バラが美しい季節になりました。
鍼で、凹んだツボは、補って(補)、凸のツボは、散らして(瀉)、気血の通り道をスムーズにします。
鍼は、補瀉の使い分けを自在にする本当に優れものです。
患者さんは、この、たった一本の鍼を求めて来院して下さるのですから、鍼はホント大したものです。
その鍼を扱う我々鍼灸師も、鍼の邪魔をしないように、言葉の補瀉をわきまえたいです。
不足なら補って、過剰なら散らしていく。鍼と同じですが、作為無く、どんな一言を発していくか…難しいです。
鍼と共に、必要な時に、的確な補瀉が出来る…これが名人なのでしょうね。
鍼を生かす為にも必須です。
患者さんにとっての心配事は、人其々です。
何が不安なのか、よくよく話しを聞いてあげる事。本当に大切です。
そうでないと、安心感を与えてあげる事もできません。
いくら先端の医療技術を駆使しても、安心感の無い所では、病状は悪くなるばかりです。
特に、ガン患者さんの治療方針においては。
年齢、背景、思想、全て自分とは違うのですから、チャンと聞いて、納得して頂く。
その上での全ての医療だと思います。
海は命の源…
酷いアトピーの方で、寒い冬になると悪化する人がいます。
その時は決まって、尿が出なくなり、顔や手足がむくむと言われます。
膀胱の気化作用が低下するからです。
膀胱の機能低下は、その裏で支えてる腎の機能が弱いからです。
腎の機能が弱いのは、今まで多量にステロイド剤を使用してきたからでしょう。
今は春になったので、肝の昇発作用(伸び伸びさせる)を利用して治療をします。春から夏にかけては治すチャンスです。
季節性を考えると治りが早くなる。正に東洋医学です。
患者さんの寒熱の判断…時に紛らわしいです。
3歳のお子さん。顔面蒼白で、舌も淡紫色、唇も白く、手足も冷えてる…となると冷えかなと思いますが、
この子は体の深い所に熱が篭っています。疳の虫がキツ過ぎる場合によく見られます。汗も出ません。
鍼をしたら、顔や唇に赤みがさし、大人しくなります。
邪熱が冷め、気の巡りが良くなるのでしょう。
古代鍼の清熱効果、てきめんです。
ツツジが彼方此方に
街が明るくなります
往診先で、蜂に刺された患者さん。痛いっと言う間に、みるみる示指が赤く腫れ上がりました。

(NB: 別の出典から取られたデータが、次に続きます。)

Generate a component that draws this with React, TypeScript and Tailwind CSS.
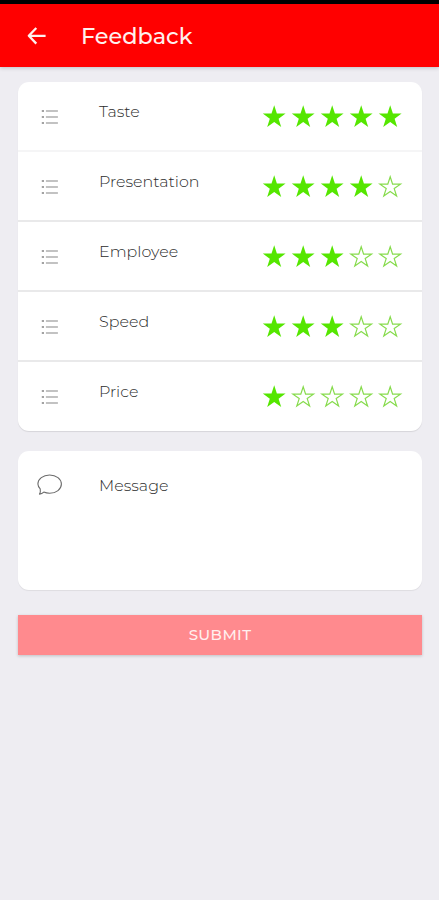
import { useState } from "react";
import clsx from "clsx";

interface Rating {
  label: string;
  stars: number;
}

const initialRatings: Rating[] = [
  { label: "Taste", stars: 5 },
  { label: "Presentation", stars: 4 },
  { label: "Employee", stars: 3 },
  { label: "Speed", stars: 3 },
  { label: "Price", stars: 1 },
];

function BackArrow() {
  return (
    <svg width="20" height="20" viewBox="0 0 20 20" fill="none" stroke="#fff0ee" strokeWidth="2.3" strokeLinejoin="round">
      <path d="M18.6 9.8H2M9.3 2 1.8 9.8l7.5 7.8" />
    </svg>
  );
}

function ListIcon() {
  return (
    <svg width="18" height="16" viewBox="0 0 18 16" fill="none" stroke="#858585" strokeWidth="1.1">
      <path d="M4.9 2h12M4.9 8h12M4.9 14h12" />
      <path d="M.8 2h2.2M.8 8h2.2M.8 14h2.2" strokeWidth="1.5" />
    </svg>
  );
}

function BubbleIcon() {
  return (
    <svg width="26" height="22" viewBox="0 0 26 22" fill="none" stroke="#6b6b6b" strokeWidth="1.1" strokeLinejoin="round">
      <path d="M3.2 14.8C1.7 13.3.9 11.9.9 10.1.9 5 6 1 12.6 1s11.8 4 11.8 9.1-5.2 9.2-11.8 9.2c-2.1 0-4.1-.4-5.8-1.2-1.2 1.1-2.4 1.8-4.3 2 .8-1.5 1.1-3.4.7-5.3Z" />
    </svg>
  );
}

function Star({ filled }: { filled: boolean }) {
  return (
    <svg width="25" height="24" viewBox="0 0 25 24">
      {filled ? (
        <path d="M12.2.3 14.9 8.6H23.6L16.6 13.7 19.2 22 12.2 17 5.2 22 7.8 13.7.8 8.6H9.5Z" fill="#55e600" />
      ) : (
        <path
          d="M12.2 1.8 14.6 9.2H22.5L16.2 13.6 18.6 21 12.2 16.5 5.8 21 8.2 13.6 1.9 9.2H9.8Z"
          fill="none"
          stroke="#86db4c"
          strokeWidth="1.2"
        />
      )}
    </svg>
  );
}

export default function App() {
  const [ratings, setRatings] = useState(initialRatings);

  const rate = (index: number, stars: number) => {
    setRatings(ratings.map((r, i) => (i === index ? { ...r, stars } : r)));
  };

  return (
    <div className="h-[900px] bg-[#eeedf2] font-['Montserrat',Inter,sans-serif] text-[#2b2b2b]">
      <header className="flex h-[67px] items-center border-t-4 border-black bg-[#ff0000] pl-[27px] shadow-[0_1px_4px_rgba(0,0,0,0.2)]">
        <button aria-label="Back">
          <BackArrow />
        </button>
        <h1 className="ml-[34px] pt-px text-[22.4px] font-medium leading-[30px] text-[#fff0ee]">Feedback</h1>
      </header>

      <main className="pl-[18px] pr-[17px] pt-[15px]">
        <section className="rounded-[11px] bg-white shadow-[0_1px_1px_rgba(0,0,0,0.1)]">
          {ratings.map((rating, i) => (
            <div
              key={rating.label}
              className={clsx(
                "flex pl-[23px] pr-[19px]",
                i === ratings.length - 1 ? "h-[69px]" : "h-[70px] border-b-2",
                i === 0 ? "border-[#f5f5f6]" : "border-[#e9e9ea]"
              )}
            >
              <div className="w-[58px] pt-[27px]">
                <ListIcon />
              </div>
              <span className="flex-1 pt-5 text-[15.9px] font-light leading-5">{rating.label}</span>
              <div className="flex gap-1 pt-[23px]">
                {[1, 2, 3, 4, 5].map((n) => (
                  <button key={n} className="h-6" onClick={() => rate(i, n)} aria-label={`${rating.label} ${n}`}>
                    <Star filled={n <= rating.stars} />
                  </button>
                ))}
              </div>
            </div>
          ))}
        </section>

        <section className="mt-5 flex h-[139px] rounded-[11px] bg-white pl-[19px] pt-[23px] shadow-[0_1px_1px_rgba(0,0,0,0.07)]">
          <BubbleIcon />
          <span className="ml-9 text-[15.9px] font-light leading-[23px]">Message</span>
        </section>

        <button className="mt-[25px] h-10 w-full bg-[#ff8a8e] text-[15px] font-medium leading-10 tracking-[0.4px] text-[#fff0ee] shadow-[0_1px_3px_rgba(0,0,0,0.2)]">
          SUBMIT
        </button>
      </main>
    </div>
  );
}
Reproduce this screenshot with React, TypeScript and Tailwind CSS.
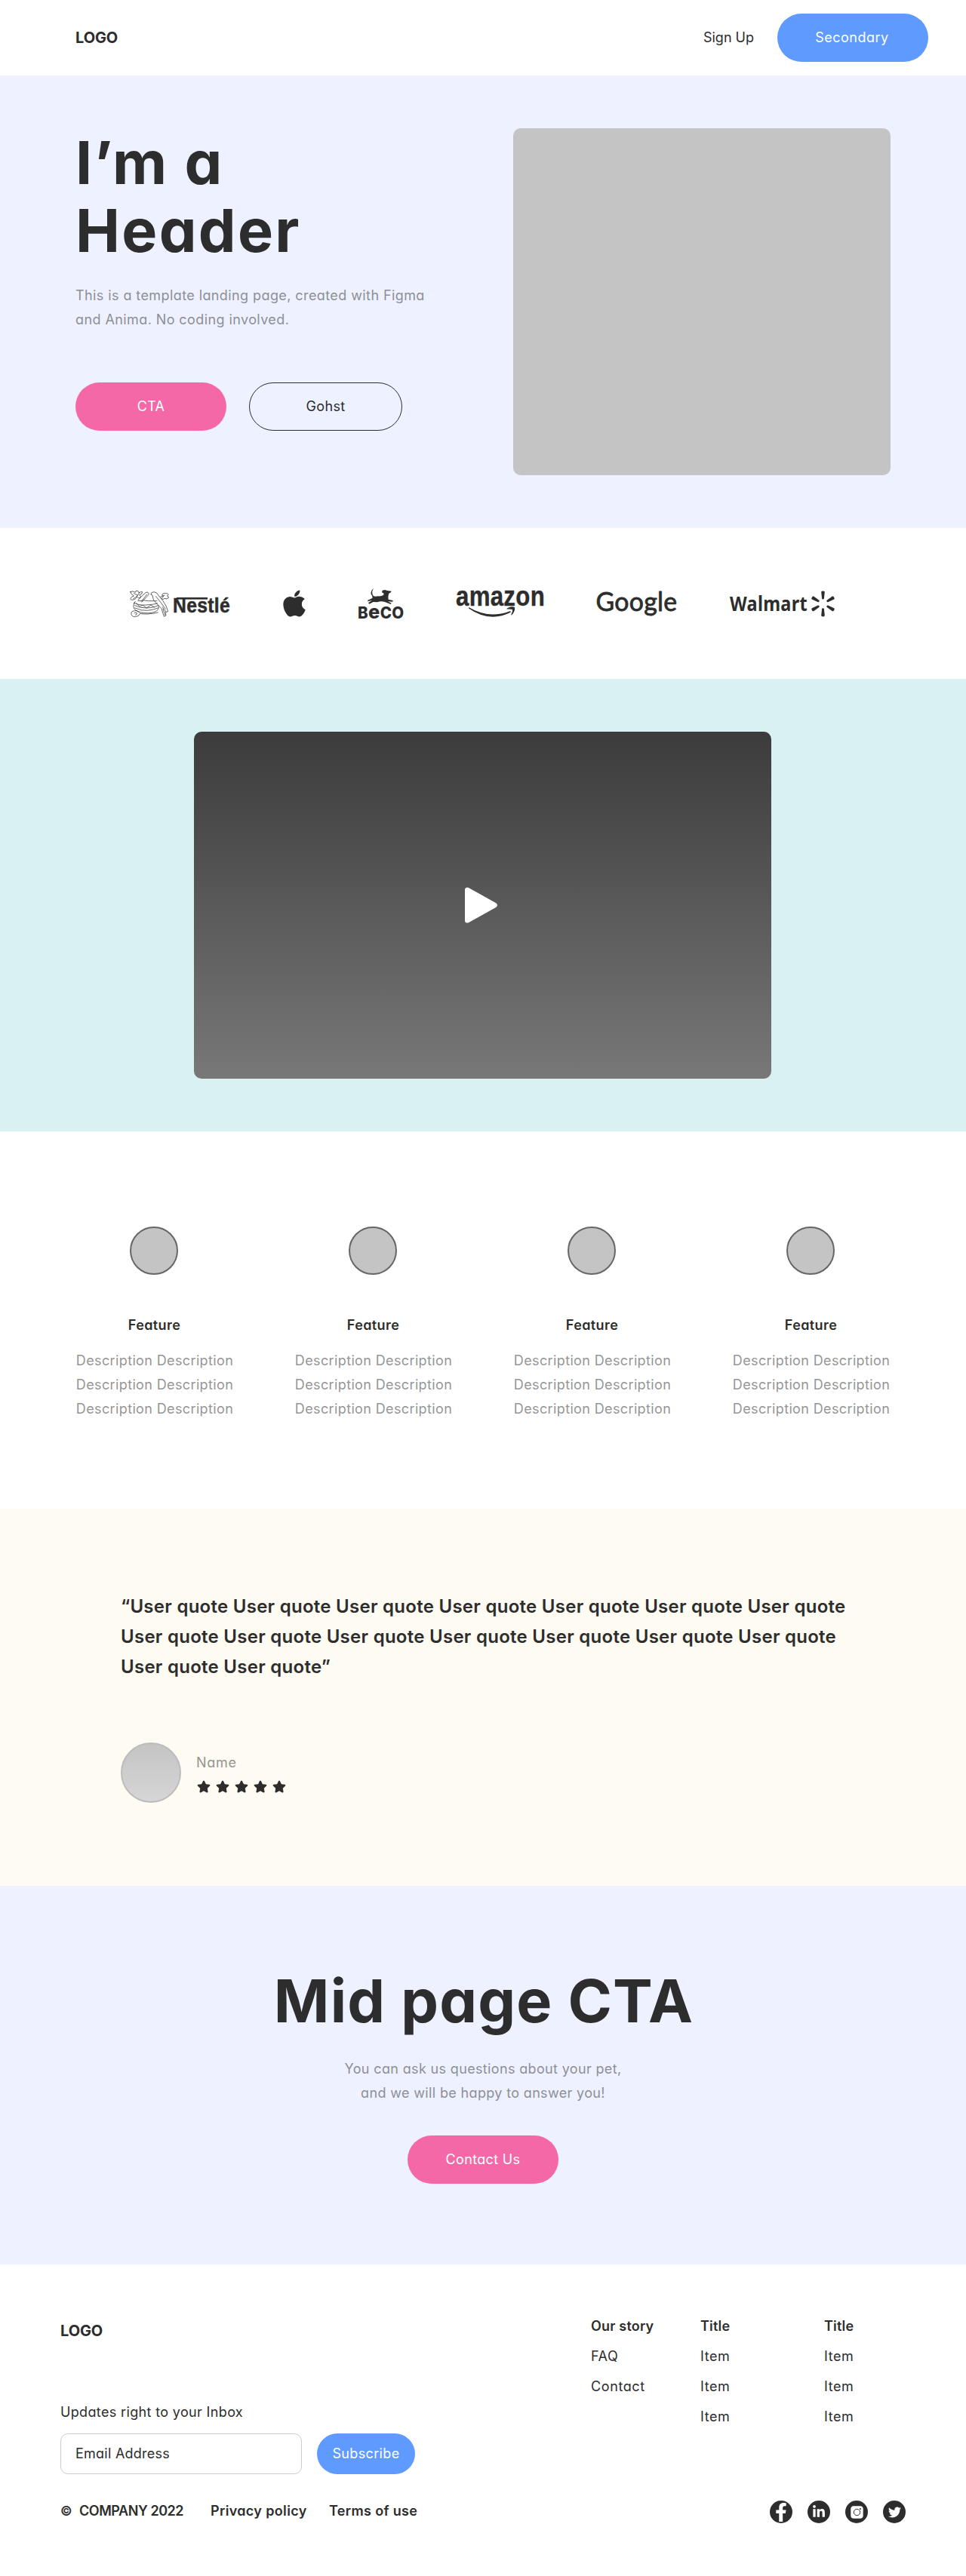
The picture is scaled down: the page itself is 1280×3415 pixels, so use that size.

すぐ噛み口に、糸灸を。数壮で、「痛みとれた…」と驚きの声。。。お灸(ヨモギ)には解毒作用もあります。
その後、熱を持った刺された指の井穴から刺絡(少し出血させる方法)して、すっかり完治。
私も以前、ムカデに大腿部を噛まれ、象の足の様に腫れ上がりましたが、やはり、お灸で治しました。
昔ながらの、モグサや熊の胆等は、山間部地域にお住まいの方は、常備しておくと便利ですね。